__EXERCISE DETAILS__. An exact copy of all the data is required, with pictures left out.

__DATA BLOCK__.
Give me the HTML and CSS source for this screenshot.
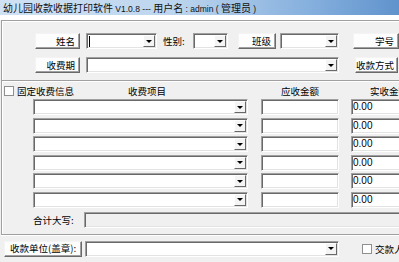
FILE: index.html
```html
<!DOCTYPE html>
<html lang="zh-CN">
<head>
    <meta charset="UTF-8">
    <title>幼儿园收款收据打印软件</title>
    <link rel="stylesheet" href="styles.css">
</head>
<body>
    <div class="window">
        <div class="titlebar">幼儿园收款收据打印软件<span class="latin"> V1.0.8 --- </span>用户名<span class="latin"> : admin ( </span>管理员<span class="latin"> )</span></div>
        <div class="frame-strip"></div>

        <!-- 查询条件 -->
        <div class="group query">
            <div class="row">
                <button class="btn">姓名</button>
                <div class="combo name-combo"><span class="caret"></span><span class="drop"></span></div>
                <span class="label sex-label">性别:</span>
                <div class="combo sex-combo"><span class="drop"></span></div>
                <button class="btn class-btn">班级</button>
                <div class="combo class-combo"><span class="drop"></span></div>
                <button class="btn id-btn">学号</button>
            </div>
            <div class="row">
                <button class="btn">收费期</button>
                <div class="combo period-combo"><span class="drop"></span></div>
                <button class="btn pay-btn">收款方式</button>
            </div>
        </div>

        <!-- 收费项目 -->
        <div class="group items">
            <div class="items-head">
                <label class="check"><span class="box"></span>固定收费信息</label>
                <span class="head-item">收费项目</span>
                <span class="head-due">应收金额</span>
                <span class="head-paid">实收金额</span>
            </div>
            <div class="items-grid">
                <div class="combo item-combo"><span class="drop"></span></div>
                <div class="field due"></div>
                <div class="field paid">0.00</div>

                <div class="combo item-combo"><span class="drop"></span></div>
                <div class="field due"></div>
                <div class="field paid">0.00</div>

                <div class="combo item-combo"><span class="drop"></span></div>
                <div class="field due"></div>
                <div class="field paid">0.00</div>

                <div class="combo item-combo"><span class="drop"></span></div>
                <div class="field due"></div>
                <div class="field paid">0.00</div>

                <div class="combo item-combo"><span class="drop"></span></div>
                <div class="field due"></div>
                <div class="field paid">0.00</div>

                <div class="combo item-combo"><span class="drop"></span></div>
                <div class="field due"></div>
                <div class="field paid">0.00</div>
            </div>
            <div class="total-row">
                <span class="label total-label">合计大写:</span>
                <div class="field disabled total"></div>
            </div>
        </div>

        <div class="footer-row">
            <button class="btn unit-btn">收款单位(盖章):</button>
            <div class="combo unit-combo"><span class="drop"></span></div>
            <label class="check payer"><span class="box"></span>交款人</label>
        </div>
    </div>
</body>
</html>
```

FILE: styles.css
```css
* {
    margin: 0;
    padding: 0;
    box-sizing: border-box;
}

body {
    font-family: "Noto Sans CJK SC", "Liberation Sans", sans-serif;
    font-size: 9.5px;
    color: #000;
    background: #f0f0f0;
    overflow: hidden;
}

.window {
    width: 440px;
    height: 262px;
}

.titlebar {
    height: 15px;
    line-height: 15px;
    padding-left: 3px;
    font-size: 10px;
    white-space: nowrap;
    color: #111;
    background: linear-gradient(to right, #d0e1f3 0%, #bcd5ee 40%, #86b0de 70%, #4f86c4 100%);
}

.titlebar .latin {
    font-family: "Liberation Sans", sans-serif;
    font-size: 8.5px;
}

.frame-strip {
    height: 5px;
    background: #fff;
}

/* group box with etched edge */
.group {
    margin-left: 1px;
    border-top: 1px solid #a0a0a0;
    border-left: 1px solid #a0a0a0;
    box-shadow: inset 1px 1px 0 #fff;
}

.query {
    padding: 12px 0 7px 33px;
}

.row {
    display: flex;
    align-items: center;
    height: 16px;
}

.row + .row {
    margin-top: 8px;
}

.btn {
    flex: none;
    width: 45px;
    height: 16px;
    padding-right: 4px;
    font: inherit;
    line-height: 13px;
    text-align: right;
    white-space: nowrap;
    background: #fdfdfd;
    border: 1px solid;
    border-color: #f4f4f4 #696969 #696969 #f4f4f4;
    box-shadow: inset -1px -1px 0 #a0a0a0;
}

.label {
    white-space: nowrap;
    line-height: 16px;
}

.combo,
.field {
    flex: none;
    height: 16px;
    background: #fff;
    border: 1px solid;
    border-color: #a0a0a0 #fff #fff #a0a0a0;
    box-shadow: inset 1px 1px 0 #696969, inset -1px -1px 0 #e3e3e3;
}

.combo {
    display: flex;
    align-items: center;
    justify-content: flex-end;
    padding: 1px;
}

.drop {
    width: 12px;
    height: 12px;
    display: flex;
    align-items: center;
    justify-content: center;
    background: #f4f4f4;
    border: 1px solid;
    border-color: #fff #696969 #696969 #fff;
}

.drop::after {
    content: "";
    border-left: 3px solid transparent;
    border-right: 3px solid transparent;
    border-top: 3px solid #000;
}

.caret {
    width: 1px;
    height: 11px;
    margin-left: 1px;
    margin-right: auto;
    background: #000;
}

.name-combo { width: 71px; margin-left: 6px; }
.sex-label { width: 30px; margin-left: 6px; }
.sex-combo { width: 35px; }
.class-btn { width: 38px; margin-left: 10px; }
.class-combo { width: 59px; margin-left: 4px; }
.id-btn { width: 46px; margin-left: 14px; }
.period-combo { width: 253px; margin-left: 6px; }
.pay-btn { width: 43px; margin-left: 16px; }

/* fee items */
.items {
    padding: 4px 0 6px 0;
    border-bottom: 1px solid #a0a0a0;
    box-shadow: inset 1px 1px 0 #fff, 0 1px 0 #fff;
}

.items-head,
.items-grid {
    display: grid;
    grid-template-columns: 31px 215px 13px 78px 12px 76px;
}

.items-head {
    height: 12px;
    line-height: 12px;
    margin-bottom: 2px;
    white-space: nowrap;
}

.check {
    display: flex;
    align-items: center;
    white-space: nowrap;
}

.items-head .check {
    grid-column: 1;
    margin-left: 2px;
}

.box {
    flex: none;
    width: 10px;
    height: 10px;
    margin-right: 3px;
    background: #fff;
    border: 1px solid #8e8f8f;
}

.head-item {
    grid-column: 2;
    text-align: center;
    padding-left: 13px;
}

.head-due {
    grid-column: 4;
    text-align: center;
}

.head-paid {
    grid-column: 6;
    text-align: center;
}

.items-grid {
    row-gap: 2.6px;
}

.item-combo { grid-column: 2; }
.due { grid-column: 4; }

.paid {
    grid-column: 6;
    padding-left: 1px;
    font-family: "Liberation Sans", sans-serif;
    font-size: 10px;
    line-height: 13px;
}

.total-row {
    display: flex;
    align-items: center;
    margin-top: 4px;
    padding-left: 31px;
}

.total-label {
    width: 51px;
}

.total {
    width: 330px;
}

.field.disabled {
    background: #f0f0f0;
}

.footer-row {
    display: flex;
    align-items: center;
    height: 16px;
    margin-top: 6px;
    padding-left: 4px;
}

.unit-btn {
    width: 78px;
    text-align: center;
    padding: 0;
}

.unit-combo {
    width: 254px;
    margin-left: 3px;
}

.payer {
    margin-left: 23px;
}
```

__FULL RESPONSE__.
Give me the HTML and CSS source for this screenshot.
FILE: index.html
```html
<!DOCTYPE html>
<html lang="zh-CN">
<head>
    <meta charset="UTF-8">
    <title>幼儿园收款收据打印软件</title>
    <link rel="stylesheet" href="styles.css">
</head>
<body>
    <div class="window">
        <div class="titlebar">幼儿园收款收据打印软件<span class="latin"> V1.0.8 --- </span>用户名<span class="latin"> : admin ( </span>管理员<span class="latin"> )</span></div>
        <div class="frame-strip"></div>

        <!-- 查询条件 -->
        <div class="group query">
            <div class="row">
                <button class="btn">姓名</button>
                <div class="combo name-combo"><span class="caret"></span><span class="drop"></span></div>
                <span class="label sex-label">性别:</span>
                <div class="combo sex-combo"><span class="drop"></span></div>
                <button class="btn class-btn">班级</button>
                <div class="combo class-combo"><span class="drop"></span></div>
                <button class="btn id-btn">学号</button>
            </div>
            <div class="row">
                <button class="btn">收费期</button>
                <div class="combo period-combo"><span class="drop"></span></div>
                <button class="btn pay-btn">收款方式</button>
            </div>
        </div>

        <!-- 收费项目 -->
        <div class="group items">
            <div class="items-head">
                <label class="check"><span class="box"></span>固定收费信息</label>
                <span class="head-item">收费项目</span>
                <span class="head-due">应收金额</span>
                <span class="head-paid">实收金额</span>
            </div>
            <div class="items-grid">
                <div class="combo item-combo"><span class="drop"></span></div>
                <div class="field due"></div>
                <div class="field paid">0.00</div>

                <div class="combo item-combo"><span class="drop"></span></div>
                <div class="field due"></div>
                <div class="field paid">0.00</div>

                <div class="combo item-combo"><span class="drop"></span></div>
                <div class="field due"></div>
                <div class="field paid">0.00</div>

                <div class="combo item-combo"><span class="drop"></span></div>
                <div class="field due"></div>
                <div class="field paid">0.00</div>

                <div class="combo item-combo"><span class="drop"></span></div>
                <div class="field due"></div>
                <div class="field paid">0.00</div>

                <div class="combo item-combo"><span class="drop"></span></div>
                <div class="field due"></div>
                <div class="field paid">0.00</div>
            </div>
            <div class="total-row">
                <span class="label total-label">合计大写:</span>
                <div class="field disabled total"></div>
            </div>
        </div>

        <div class="footer-row">
            <button class="btn unit-btn">收款单位(盖章):</button>
            <div class="combo unit-combo"><span class="drop"></span></div>
            <label class="check payer"><span class="box"></span>交款人</label>
        </div>
    </div>
</body>
</html>
```

FILE: styles.css
```css
* {
    margin: 0;
    padding: 0;
    box-sizing: border-box;
}

body {
    font-family: "Noto Sans CJK SC", "Liberation Sans", sans-serif;
    font-size: 9.5px;
    color: #000;
    background: #f0f0f0;
    overflow: hidden;
}

.window {
    width: 440px;
    height: 262px;
}

.titlebar {
    height: 15px;
    line-height: 15px;
    padding-left: 3px;
    font-size: 10px;
    white-space: nowrap;
    color: #111;
    background: linear-gradient(to right, #d0e1f3 0%, #bcd5ee 40%, #86b0de 70%, #4f86c4 100%);
}

.titlebar .latin {
    font-family: "Liberation Sans", sans-serif;
    font-size: 8.5px;
}

.frame-strip {
    height: 5px;
    background: #fff;
}

/* group box with etched edge */
.group {
    margin-left: 1px;
    border-top: 1px solid #a0a0a0;
    border-left: 1px solid #a0a0a0;
    box-shadow: inset 1px 1px 0 #fff;
}

.query {
    padding: 12px 0 7px 33px;
}

.row {
    display: flex;
    align-items: center;
    height: 16px;
}

.row + .row {
    margin-top: 8px;
}

.btn {
    flex: none;
    width: 45px;
    height: 16px;
    padding-right: 4px;
    font: inherit;
    line-height: 13px;
    text-align: right;
    white-space: nowrap;
    background: #fdfdfd;
    border: 1px solid;
    border-color: #f4f4f4 #696969 #696969 #f4f4f4;
    box-shadow: inset -1px -1px 0 #a0a0a0;
}

.label {
    white-space: nowrap;
    line-height: 16px;
}

.combo,
.field {
    flex: none;
    height: 16px;
    background: #fff;
    border: 1px solid;
    border-color: #a0a0a0 #fff #fff #a0a0a0;
    box-shadow: inset 1px 1px 0 #696969, inset -1px -1px 0 #e3e3e3;
}

.combo {
    display: flex;
    align-items: center;
    justify-content: flex-end;
    padding: 1px;
}

.drop {
    width: 12px;
    height: 12px;
    display: flex;
    align-items: center;
    justify-content: center;
    background: #f4f4f4;
    border: 1px solid;
    border-color: #fff #696969 #696969 #fff;
}

.drop::after {
    content: "";
    border-left: 3px solid transparent;
    border-right: 3px solid transparent;
    border-top: 3px solid #000;
}

.caret {
    width: 1px;
    height: 11px;
    margin-left: 1px;
    margin-right: auto;
    background: #000;
}

.name-combo { width: 71px; margin-left: 6px; }
.sex-label { width: 30px; margin-left: 6px; }
.sex-combo { width: 35px; }
.class-btn { width: 38px; margin-left: 10px; }
.class-combo { width: 59px; margin-left: 4px; }
.id-btn { width: 46px; margin-left: 14px; }
.period-combo { width: 253px; margin-left: 6px; }
.pay-btn { width: 43px; margin-left: 16px; }

/* fee items */
.items {
    padding: 4px 0 6px 0;
    border-bottom: 1px solid #a0a0a0;
    box-shadow: inset 1px 1px 0 #fff, 0 1px 0 #fff;
}

.items-head,
.items-grid {
    display: grid;
    grid-template-columns: 31px 215px 13px 78px 12px 76px;
}

.items-head {
    height: 12px;
    line-height: 12px;
    margin-bottom: 2px;
    white-space: nowrap;
}

.check {
    display: flex;
    align-items: center;
    white-space: nowrap;
}

.items-head .check {
    grid-column: 1;
    margin-left: 2px;
}

.box {
    flex: none;
    width: 10px;
    height: 10px;
    margin-right: 3px;
    background: #fff;
    border: 1px solid #8e8f8f;
}

.head-item {
    grid-column: 2;
    text-align: center;
    padding-left: 13px;
}

.head-due {
    grid-column: 4;
    text-align: center;
}

.head-paid {
    grid-column: 6;
    text-align: center;
}

.items-grid {
    row-gap: 2.6px;
}

.item-combo { grid-column: 2; }
.due { grid-column: 4; }

.paid {
    grid-column: 6;
    padding-left: 1px;
    font-family: "Liberation Sans", sans-serif;
    font-size: 10px;
    line-height: 13px;
}

.total-row {
    display: flex;
    align-items: center;
    margin-top: 4px;
    padding-left: 31px;
}

.total-label {
    width: 51px;
}

.total {
    width: 330px;
}

.field.disabled {
    background: #f0f0f0;
}

.footer-row {
    display: flex;
    align-items: center;
    height: 16px;
    margin-top: 6px;
    padding-left: 4px;
}

.unit-btn {
    width: 78px;
    text-align: center;
    padding: 0;
}

.unit-combo {
    width: 254px;
    margin-left: 3px;
}

.payer {
    margin-left: 23px;
}
```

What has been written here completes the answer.